Trotz der wahrgenommenen Schwierigkeiten ist man sich darüber einig, dass ein ausreichender Anteil an bisher vorhandenen Kategorien von allen Individuen gleich verstanden wird, eine empirische Messung und quantitative Erfassung der gesundheits- oder erkrankungsbezogenen Lebensqualität in der Medizin also hilfreich und gerechtfertigt ist. Als Vorteil wird etwa angebracht, dass die Nutzung von ermittelten Normwerten eine einfachere Kommunikation zwischen Ärzt*in und Patient*in erlaubt und/oder die Möglichkeit für Kostenträger bietet, durch allgemeingültige Messungen in eine standardisierte Therapie überzugehen, die begrenzte Ressourcen entsprechend verteilen hilft. Erkannt hat man allerdings auch, dass für Behandelnde eine Notwendigkeit besteht, sehr viel ausführlicher darüber aufzuklären, inwieweit mögliche Maßnahmen auf individuelle Vorstellungen von Lebensqualität einwirken, welche Optionen einen individuellen Nutzen versprechen könnten, aber auch, mit welchen Risiken diese behaftet sind.

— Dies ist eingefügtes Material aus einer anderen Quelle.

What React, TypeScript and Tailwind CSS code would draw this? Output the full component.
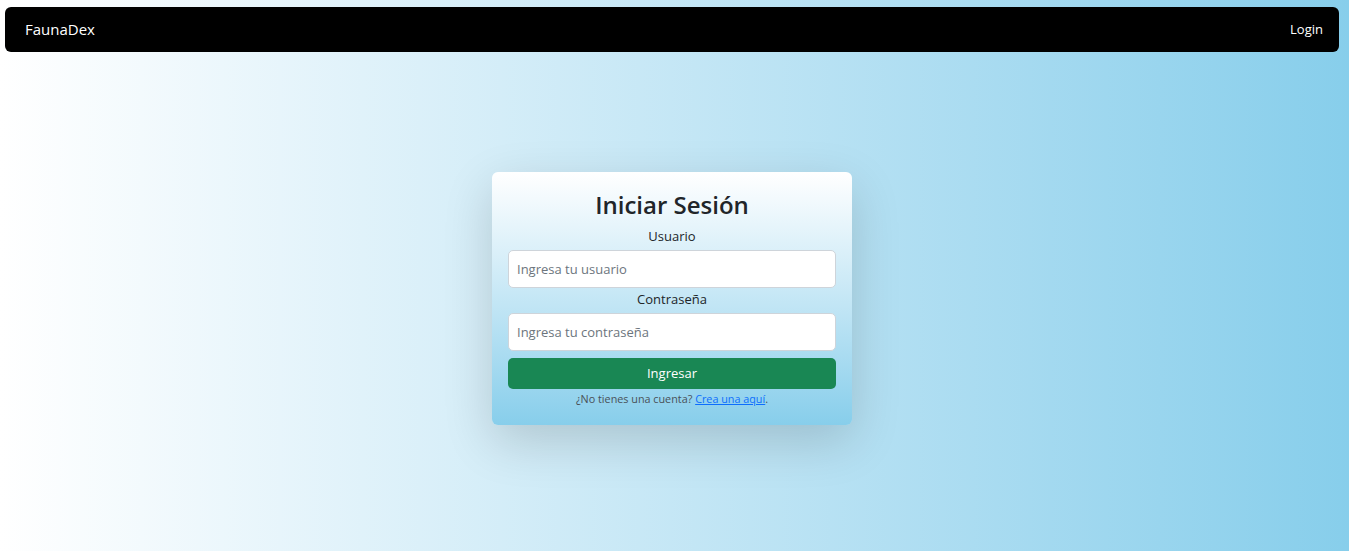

In jedem Fall ist eine individuelle Priorisierung der für Patient*innen wichtigen Dimensionen und Gewichtungen unerlässlich, dürfen ermittelte Werte nicht als statisch angesehen werden und könnte die erweiterte Erfassung verschiedener Aspekte von Lebensqualität dann auch als Chance begriffen werden, Bedarfe von Betroffenen besser zu verstehen, um ganzheitlich positiv auf den Krankheitsverlauf einzuwirken. Letztlich lässt sich über eine subjektiv erlebte verbesserte Lebensqualität indirekt auch auf somatische Verläufe Einfluss nehmen, wie sich etwa in Forschungen aus dem Bereich der Psychoneuroimmunologie gezeigt hat.
Dahingehend kann Versorgung optimiert, eine bessere Kommunikation auf Augenhöhe ermöglicht, die Behandlung patientenorientiert und mit möglichst geringen nachteiligen Auswirkungen gestaltet und die Zufriedenheit der Betroffenen letztlich verbessert werden.